De la bouche du volcan, des roches grises jaillissaient et retombaient de façon miraculeuse aussi verticalement qu’elles montaient, comme si le volcan se desquamait, et ses entrailles jaillissaient, pourrait-on dire le volcan se jaillissait, quand la nuit est venue, les roches grises sont apparues incandescentes, rouges, de feu, le volcan crachait du feu, et on le regardait fasciné, subjugué, sans pouvoir bouger,sans savoir si son feu n’allait pas retomber sur soi.

Des étincelles, du feu, une marmite d’ogre , le feu de camp des géants, et toujours les grondements, les tremblements comme si la terre, le monde allait s’effondrer, cesser.

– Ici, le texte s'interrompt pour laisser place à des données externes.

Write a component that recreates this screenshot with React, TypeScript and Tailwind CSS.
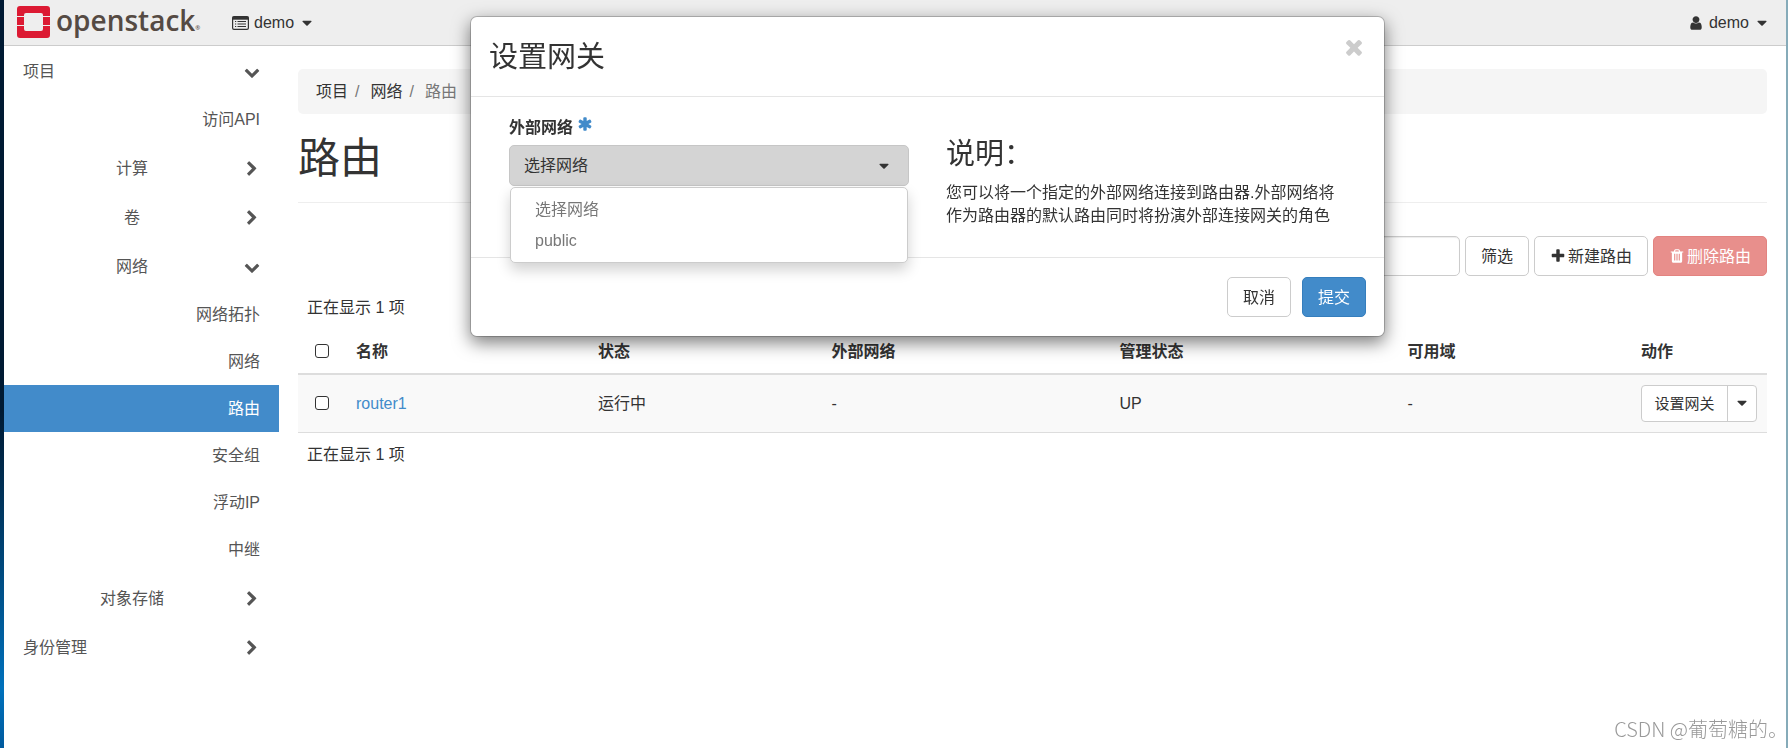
import { useState } from 'react';
import type { ReactNode } from 'react';

const icons = {
  caret: "M1408 704q0 26-19 45l-448 448q-19 19-45 19t-45-19l-448-448q-19-19-19-45t19-45 45-19h896q26 0 45 19t19 45z",
  chevronDown: "M1683 808l-742 741q-19 19-45 19t-45-19l-742-741q-19-19-19-45.5t19-45.5l166-165q19-19 45-19t45 19l531 531 531-531q19-19 45-19t45 19l166 165q19 19 19 45.5t-19 45.5z",
  chevronRight: "M1363 877l-742 742q-19 19-45 19t-45-19l-166-166q-19-19-19-45t19-45l531-531-531-531q-19-19-19-45t19-45l166-166q19-19 45-19t45 19l742 742q19 19 19 45t-19 45z",
  times: "M1490 1322q0 40-28 68l-136 136q-28 28-68 28t-68-28l-294-294-294 294q-28 28-68 28t-68-28l-136-136q-28-28-28-68t28-68l294-294-294-294q-28-28-28-68t28-68l136-136q28-28 68-28t68 28l294 294 294-294q28-28 68-28t68 28l136 136q28 28 28 68t-28 68l-294 294 294 294q28 28 28 68z",
  plus: "M1600 736v192q0 40-28 68t-68 28h-416v416q0 40-28 68t-68 28h-192q-40 0-68-28t-28-68v-416h-416q-40 0-68-28t-28-68v-192q0-40 28-68t68-28h416v-416q0-40 28-68t68-28h192q40 0 68 28t28 68v416h416q40 0 68 28t28 68z",
  asterisk: "M1546 1050q46 26 59.5 77.5t-12.5 97.5l-64 110q-26 46-77.5 59.5t-97.5-12.5l-266-153v307q0 52-38 90t-90 38h-128q-52 0-90-38t-38-90v-307l-266 153q-46 26-97.5 12.5t-77.5-59.5l-64-110q-26-46-12.5-97.5t59.5-77.5l266-154-266-154q-46-26-59.5-77.5t12.5-97.5l64-110q26-46 77.5-59.5t97.5 12.5l266 153v-307q0-52 38-90t90-38h128q52 0 90 38t38 90v307l266-153q46-26 97.5-12.5t77.5 59.5l64 110q26 46 12.5 97.5t-59.5 77.5l-266 154z",
  trash: "M704 1376v-704q0-14-9-23t-23-9h-64q-14 0-23 9t-9 23v704q0 14 9 23t23 9h64q14 0 23-9t9-23zm256 0v-704q0-14-9-23t-23-9h-64q-14 0-23 9t-9 23v704q0 14 9 23t23 9h64q14 0 23-9t9-23zm256 0v-704q0-14-9-23t-23-9h-64q-14 0-23 9t-9 23v704q0 14 9 23t23 9h64q14 0 23-9t9-23zm-544-992h448l-48-117q-7-9-17-11h-317q-10 2-17 11zm928 32v64q0 14-9 23t-23 9h-96v948q0 83-47 143.5t-113 60.5h-832q-66 0-113-58.5t-47-141.5v-952h-96q-14 0-23-9t-9-23v-64q0-14 9-23t23-9h309l70-167q15-37 54-63t79-26h320q40 0 79 26t54 63l70 167h309q14 0 23 9t9 23z",
  user: "M1536 1399q0 109-62.5 187t-150.5 78h-854q-88 0-150.5-78t-62.5-187q0-85 8.5-160.5t31.5-152 58.5-131 94-89 134.5-34.5q131 128 313 128t313-128q76 0 134.5 34.5t94 89 58.5 131 31.5 152 8.5 160.5zm-256-887q0 159-112.5 271.5t-271.5 112.5-271.5-112.5-112.5-271.5 112.5-271.5 271.5-112.5 271.5 112.5 112.5 271.5z",
};

function Icon({ name, className = "size-4" }: { name: keyof typeof icons; className?: string }) {
  return (
    <svg viewBox="0 0 1792 1792" fill="currentColor" aria-hidden="true" className={`shrink-0 ${className}`}>
      <path d={icons[name]} />
    </svg>
  );
}

function ListAltIcon() {
  return (
    <svg viewBox="0 0 17 14" fill="none" stroke="currentColor" aria-hidden="true" className="h-[14px] w-[17px] shrink-0">
      <rect x="0.6" y="0.6" width="15.8" height="12.8" rx="1.4" strokeWidth="1.2" />
      <path d="M0.6 2.2H16.4" strokeWidth="3" />
      <path d="M3 5.5h1.2M3 8h1.2M3 10.5h1.2M5.5 5.5H14M5.5 8H14M5.5 10.5H14" strokeWidth="1.2" />
    </svg>
  );
}

function Logo() {
  return (
    <a href="#" className="flex w-[183px] items-start gap-[6px] text-[#554a43]">
      <svg viewBox="0 0 33 32" aria-hidden="true" className="h-8 w-[33px] shrink-0">
        <path
          fill="#dc1a33"
          d="M3 0h27a3 3 0 0 1 3 3v7h-7V9a2 2 0 0 0-2-2H9a2 2 0 0 0-2 2v1H0V3a3 3 0 0 1 3-3zM0 20h7v3a2 2 0 0 0 2 2h15a2 2 0 0 0 2-2v-3h7v9a3 3 0 0 1-3 3H3a3 3 0 0 1-3-3z"
        />
        <path fill="#dc1a33" d="M0 11h7v8H0zM26 11h7v8h-7z" />
      </svg>
      <span className="flex items-end font-['Open_Sans','Noto_Sans',sans-serif] text-[28px] leading-7 font-semibold">
        openstack
        <span className="text-[6px] leading-3">®</span>
      </span>
    </a>
  );
}

const navItems = [
  { label: '项目', level: 1, open: true },
  { label: '访问API', level: 3, groupEnd: true },
  { label: '计算', level: 2 },
  { label: '卷', level: 2 },
  { label: '网络', level: 2, open: true },
  { label: '网络拓扑', level: 3 },
  { label: '网络', level: 3 },
  { label: '路由', level: 3, active: true },
  { label: '安全组', level: 3 },
  { label: '浮动IP', level: 3 },
  { label: '中继', level: 3, groupEnd: true },
  { label: '对象存储', level: 2 },
  { label: '身份管理', level: 1 },
];

function Sidebar() {
  return (
    <nav className="w-[275px] shrink-0 pt-px text-[#555]">
      <ul>
        {navItems.map((item, i) => (
          <li key={i} className={item.groupEnd ? 'mb-px' : ''}>
            {item.level === 3 ? (
              <a
                href="#"
                className={`flex h-[47px] items-center justify-end px-[19px] ${item.active ? 'bg-[#428bca] text-white' : ''}`}
              >
                {item.label}
              </a>
            ) : (
              <button type="button" className="flex h-[49px] w-full items-center pr-[17px] pl-[19px]">
                <span className={`grow ${item.level === 1 ? 'text-left' : 'text-center'}`}>{item.label}</span>
                <span className="flex w-[21px] justify-center">
                  <Icon name={item.open ? 'chevronDown' : 'chevronRight'} />
                </span>
              </button>
            )}
          </li>
        ))}
      </ul>
    </nav>
  );
}

interface ButtonProps {
  children: ReactNode;
  variant?: 'default' | 'primary' | 'danger';
  onClick?: () => void;
}

const variants = {
  default: 'border-[#ccc] bg-white text-[#333]',
  primary: 'border-[#357ebd] bg-[#428bca] text-white',
  danger: 'border-[#e38380] bg-[#e88f8c] text-white',
};

function Button({ children, variant = 'default', onClick }: ButtonProps) {
  return (
    <button
      type="button"
      onClick={onClick}
      className={`flex h-10 items-center gap-[2px] rounded-[5px] border px-[15px] whitespace-nowrap ${variants[variant]}`}
    >
      {children}
    </button>
  );
}

function Checkbox({ label }: { label: string }) {
  return (
    <input
      type="checkbox"
      aria-label={label}
      className="ml-2 block size-[14px] appearance-none rounded-[3px] border border-[#333] bg-white checked:bg-[#428bca]"
    />
  );
}

function RouterTable() {
  return (
    <>
      <p className="mt-5 px-[9px]">正在显示 1 项</p>
      <table className="mt-[10px] w-full table-fixed text-left">
        <thead>
          <tr className="h-[45px] border-b-2 border-[#ddd]">
            <th className="w-[49px] px-[9px]"><Checkbox label="全选" /></th>
            <th className="px-[9px]">名称</th>
            <th className="w-[15.9%] px-[9px]">状态</th>
            <th className="w-[19.6%] px-[9px]">外部网络</th>
            <th className="w-[19.6%] px-[9px]">管理状态</th>
            <th className="w-[15.9%] px-[9px]">可用域</th>
            <th className="w-[135px] px-[9px]">动作</th>
          </tr>
        </thead>
        <tbody>
          <tr className="h-[58px] border-b border-[#ddd] bg-[#f9f9f9]">
            <td className="px-[9px]"><Checkbox label="router1" /></td>
            <td className="px-[9px]"><a href="#" className="text-[#428bca]">router1</a></td>
            <td className="px-[9px]">运行中</td>
            <td className="px-[9px]">-</td>
            <td className="px-[9px]">UP</td>
            <td className="px-[9px]">-</td>
            <td className="px-[9px]">
              <div className="flex h-[37px] w-[116px] rounded-[4px] border border-[#ccc] bg-white text-[15px]">
                <button type="button" className="grow whitespace-nowrap">设置网关</button>
                <button type="button" aria-label="更多" className="flex w-[29px] items-center justify-center border-l border-[#ccc]">
                  <Icon name="caret" />
                </button>
              </div>
            </td>
          </tr>
        </tbody>
      </table>
      <p className="mt-[10px] px-[9px]">正在显示 1 项</p>
    </>
  );
}

function GatewayModal({ onClose }: { onClose: () => void }) {
  const [selected, setSelected] = useState('选择网络');
  const [menuOpen, setMenuOpen] = useState(true);

  const pick = (option: string) => {
    setSelected(option);
    setMenuOpen(false);
  };

  return (
    <div className="pointer-events-none fixed inset-0 flex items-start justify-center pt-4 pl-[67px]">
      <div
        role="dialog"
        aria-labelledby="gateway-title"
        className="pointer-events-auto w-[915px] rounded-[7px] border border-black/20 bg-white bg-clip-padding shadow-[0_6px_17px_rgba(0,0,0,0.5)]"
      >
        {/* Header */}
        <div className="flex items-start justify-between border-b border-[#e5e5e5] px-[18px] pt-[18px] pb-[17px]">
          <h3 id="gateway-title" className="text-[29px] leading-[44px]">设置网关</h3>
          <button type="button" aria-label="关闭" onClick={onClose} className="text-[#ccc]">
            <Icon name="times" className="size-6" />
          </button>
        </div>

        {/* Body */}
        <div className="grid grid-cols-2 gap-[37px] px-[38px]">
          <div className="pt-[19px]">
            <label htmlFor="network" className="mb-[6px] flex gap-1 font-bold">
              外部网络
              <Icon name="asterisk" className="size-4 text-[#428bca]" />
            </label>
            <div className="relative">
              <button
                id="network"
                type="button"
                aria-haspopup="listbox"
                aria-expanded={menuOpen}
                onClick={() => setMenuOpen(!menuOpen)}
                className="flex h-[41px] w-full items-center justify-between rounded-[5px] border border-[#c6c6c6] bg-[#d4d4d4] pr-4 pl-[14px]"
              >
                {selected}
                <Icon name="caret" />
              </button>
              {menuOpen && (
                <ul
                  role="listbox"
                  className="absolute inset-x-px top-full mt-px rounded-[5px] border border-[#ccc] bg-white py-[6px] text-[#777] shadow-[0_7px_14px_rgba(0,0,0,0.18)]"
                >
                  {['选择网络', 'public'].map((option) => (
                    <li key={option} role="option" aria-selected={option === selected}>
                      <button type="button" onClick={() => pick(option)} className="h-[31px] w-full px-6 text-left">
                        {option}
                      </button>
                    </li>
                  ))}
                </ul>
              )}
            </div>
          </div>
          <div className="pt-[41px] pb-[30px]">
            <h3 className="mb-[11px] text-[29px] leading-8">说明：</h3>
            <p>您可以将一个指定的外部网络连接到路由器.外部网络将作为路由器的默认路由同时将扮演外部连接网关的角色</p>
          </div>
        </div>

        {/* Footer */}
        <div className="flex justify-end gap-[11px] border-t border-[#e5e5e5] px-[18px] py-[19px]">
          <Button onClick={onClose}>取消</Button>
          <Button variant="primary" onClick={onClose}>提交</Button>
        </div>
      </div>
    </div>
  );
}

export default function App() {
  const [showModal, setShowModal] = useState(true);

  return (
    <div className="flex min-h-screen bg-white font-['Liberation_Sans','Noto_Sans_CJK_SC',sans-serif] text-base leading-[23px] text-[#333]">
      <div className="w-1 shrink-0 bg-linear-to-b from-[#001a33] from-55% via-[#0071bc] via-92% to-[#005a9e]" />

      <div className="flex min-w-0 grow flex-col">
        <header className="flex h-[46px] items-center border-b border-[#ccc] bg-[#eee] pr-4 pl-[13px]">
          <div className="pb-[2px]">
            <Logo />
          </div>
          <button type="button" className="ml-8 flex items-center gap-[5px]">
            <ListAltIcon />
            demo
            <Icon name="caret" />
          </button>
          <button type="button" className="ml-auto flex items-center gap-[5px]">
            <Icon name="user" />
            demo
            <Icon name="caret" />
          </button>
        </header>

        <div className="flex grow">
          <Sidebar />
          <main className="min-w-0 grow px-[19px] pt-[23px]">
            <ol className="flex rounded-[5px] bg-[#f5f5f5] px-[18px] py-[11px]">
              <li><a href="#">项目</a><span className="px-[7px] text-[#777]">/</span></li>
              <li className="pl-1"><a href="#">网络</a><span className="px-[7px] text-[#777]">/</span></li>
              <li className="pl-1 text-[#777]">路由</li>
            </ol>

            <h1 className="mt-[21px] border-b border-[#eee] pb-5 text-[42px] leading-[47px]">路由</h1>

            <div className="mt-[33px] flex justify-end gap-[5px]">
              <input
                type="text"
                aria-label="筛选条件"
                className="h-10 w-[200px] rounded-[5px] border border-[#ccc] px-[14px] shadow-[inset_0_1px_1px_rgba(0,0,0,0.075)]"
              />
              <Button>筛选</Button>
              <Button onClick={() => setShowModal(true)}><Icon name="plus" />新建路由</Button>
              <Button variant="danger"><Icon name="trash" />删除路由</Button>
            </div>

            <RouterTable />
          </main>
        </div>
      </div>

      <div className="w-[2px] shrink-0 bg-[#86abb9]" />

      {showModal && <GatewayModal onClose={() => setShowModal(false)} />}

      <div className="pointer-events-none fixed right-0 bottom-[7px] font-['Noto_Sans_CJK_SC',sans-serif] text-xl leading-6 font-light text-[#999]">
        CSDN @葡萄糖的。
      </div>
    </div>
  );
}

Après, on a compris les danses, les chants, la mythologie, la déification du volcan, Yasur, son nom signifie Dieu. On a compris pourquoi il pouvait être un Dieu, le Dieu, faire tomber la pluie, faire abonder les récoltes, bénir, maudire les hommes, pourquoi on se paraît pour lui, on dansait, on chantait avant d’y monter : pour s’accorder ses faveurs, le rendre bienveillant, nous tout petits, tout petits sur la face noire.

Lorsqu’on a quitté Port Résolution, on est passé au large de Sulphur Bay, le volcan fumait, des nuages gris s’échappaient, se confondaient avec les nuages gris du ciel ; la forêt verte coulait jusqu’à la mer, cette forêt abrite un village qui encore aujourd’hui a établi un système de croyance autour du culte du cargo :un homme qui viendrait d’un bateau et apporterait abondance et richesse. On se demande comment ces hommes pris sous le feu du volcan, vivent, attachés à cette terre.

Port Résolution, du nom du bateau de James Cook qui aborda le premier l’île, le nom de cette baie est donc une des traces du passage de James Cook sans qu’il ne s’agisse d’aucune résolution, d’aucun port, seulement une histoire de navigateur et de bateau.